In-store analytics: tracking real-world customers just like online shoppers

Retailers will soon have far more data for analysis
Retailers will soon have far more data for analysis

Retailers are looking for more sophisticated ways to understand customer buying behaviour and want to take advantage of tempting insights from technology and data analytics.

The choices we make as we move through a store reflect what we think about the decisions the retailer has made. We pause at one display – not at another. We choose one aisle to walk down and ignore the next. We pick up products but don't buy; others we place in our basket. Capturing these details as data is extremely valuable to retailers. It is real-life feedback on the success – or otherwise – of their displays, marketing campaigns and product ranges.

In-depth insight

In fact, technology and data analytics is already providing this level of insight. From the route shoppers take through a store, to the places where they choose to pause and the length of time they stay there, and even insight into how they feel as they browse. The combined power of technology, big data and analytics can give retailers more precise information than they've ever had on just how customers shop in their stores.

For some time now, retailers have gathered information on what customers buy, and have used it to more precisely target and tailor their marketing efforts. Store loyalty cards accumulating points to turn into money-off vouchers or credits give the retailer the capability to monitor individual customer purchasing behaviour. Online, retailers can track customer movements around their virtual store and have an idea which items are abandoned before the checkout stage.
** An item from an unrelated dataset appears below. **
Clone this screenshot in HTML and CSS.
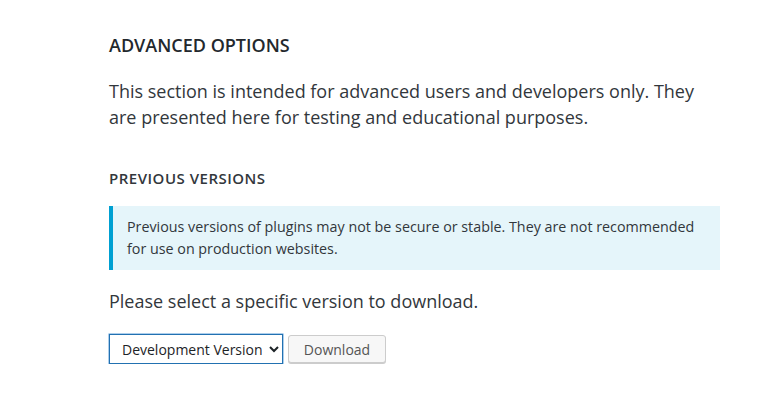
FILE: index.html
```html
<!DOCTYPE html>
<html>
<head>
<meta charset="utf-8">
<link rel="stylesheet" href="styles.css">
</head>
<body>
<main class="section">
  <h2 class="title">ADVANCED OPTIONS</h2>
  <p class="lead">This section is intended for advanced users and developers only. They are presented here for testing and educational purposes.</p>
  <h3 class="subtitle">PREVIOUS VERSIONS</h3>
  <div class="notice">
    <p>Previous versions of plugins may not be secure or stable. They are not recommended for use on production websites.</p>
  </div>
  <p class="lead select-lead">Please select a specific version to download.</p>
  <div class="controls">
    <select class="version">
      <option>Development Version</option>
    </select>
    <button class="btn">Download</button>
  </div>
</main>
</body>
</html>
```
FILE: styles.css
```css
html, body {
  margin: 0;
  padding: 0;
  background: #fff;
}
body {
  font-family: "Open Sans", "Noto Sans", sans-serif;
  color: #32373c;
}
.section {
  width: 611px;
  padding: 33px 0 0 109px;
}
.title {
  margin: 0;
  font-size: 18px;
  font-weight: 600;
  line-height: 24px;
  color: #23282d;
}
.lead {
  margin: 21px 0 0;
  font-size: 18px;
  line-height: 26px;
  color: #32373c;
}
.subtitle {
  margin: 38px 0 0;
  font-size: 15px;
  font-weight: 600;
  letter-spacing: 0.5px;
  line-height: 20px;
  color: #32373c;
}
.notice {
  margin-top: 18px;
  background: #e5f5fa;
  border-left: 4px solid #00a0d2;
  padding: 10px 14px;
}
.notice p {
  margin: 0;
  font-size: 14.3px;
  line-height: 22px;
}
.select-lead {
  margin-top: 18px;
}
.controls {
  display: flex;
  align-items: center;
  gap: 5px;
  margin-top: 20px;
}
.version {
  font-family: "Open Sans", "Noto Sans", sans-serif;
  font-size: 14px;
  height: 30px;
  width: 174px;
  border: 1px solid #2271b1;
  border-radius: 0;
  background: #fff;
  color: #1d2327;
  padding: 0 4px 0 8px;
  box-shadow: 0 0 0 0.5px #5b9dd9;
}
.btn {
  font-family: "Open Sans", "Noto Sans", sans-serif;
  font-size: 14px;
  height: 28px;
  width: 98px;
  border: 1px solid #ccc;
  border-radius: 3px;
  background: #f7f7f7;
  color: #555;
  box-shadow: 0 1px 0 #ccc;
  padding: 0 10px;
}
```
It's in-store where, until fairly recently, retailers have been limited in the data they gathered. They've relied mostly on information gleaned at the till, meaning their data has been focused on final purchases and not the journey taken to get to that decision or – perhaps even more importantly – the journeys that never reached that final destination.

Wi-Fi and video

Data gathered from Wi-Fi hotspots and surveillance video cameras is set to change all this. It can be used to create a detailed map of customer behaviour going into, and moving around the store. Brought together with sales system and transactions data it can build a picture of how well a store front serves to bring customers in, where shoppers go within the store, whether the layout makes browsing easy, if checkout queues are losing customers and other insights into customer shopping habits and needs.

Xchanging undertook a study of five shopping malls in the US and found that 62% of shoppers leave Wi-Fi active on their phones, meaning that wherever they go their phones are pinging off Wi-Fi hotspots, effectively leaving a digital footprint. Shoppers don't need to connect to the Wi-Fi for this location data to register – in fact only around 3% did in our study. From this data the movement of shoppers around a shopping centre can be mapped, providing insight into the floors they visit and the shops they go into.

Add to this content from surveillance cameras and the information becomes even more granular, detailing numbers and gender/age profiles of customers entering specific stores and average dwell times at window displays. Combine images from cameras with a more localised focus with sentiment analysis software and a picture can even be generated of the reactions and emotions of shoppers as they shop. If, for example, they are happy, excited, disinterested, and so on, by what they see.

Using the data

Data analytics can mine this information in four main ways. Firstly, it can map in-store movement, creating visual maps and charts to clearly illustrate shopper movement and expose the paths customers take through stores, where they spend the majority of their time and what product lines they show most interest in.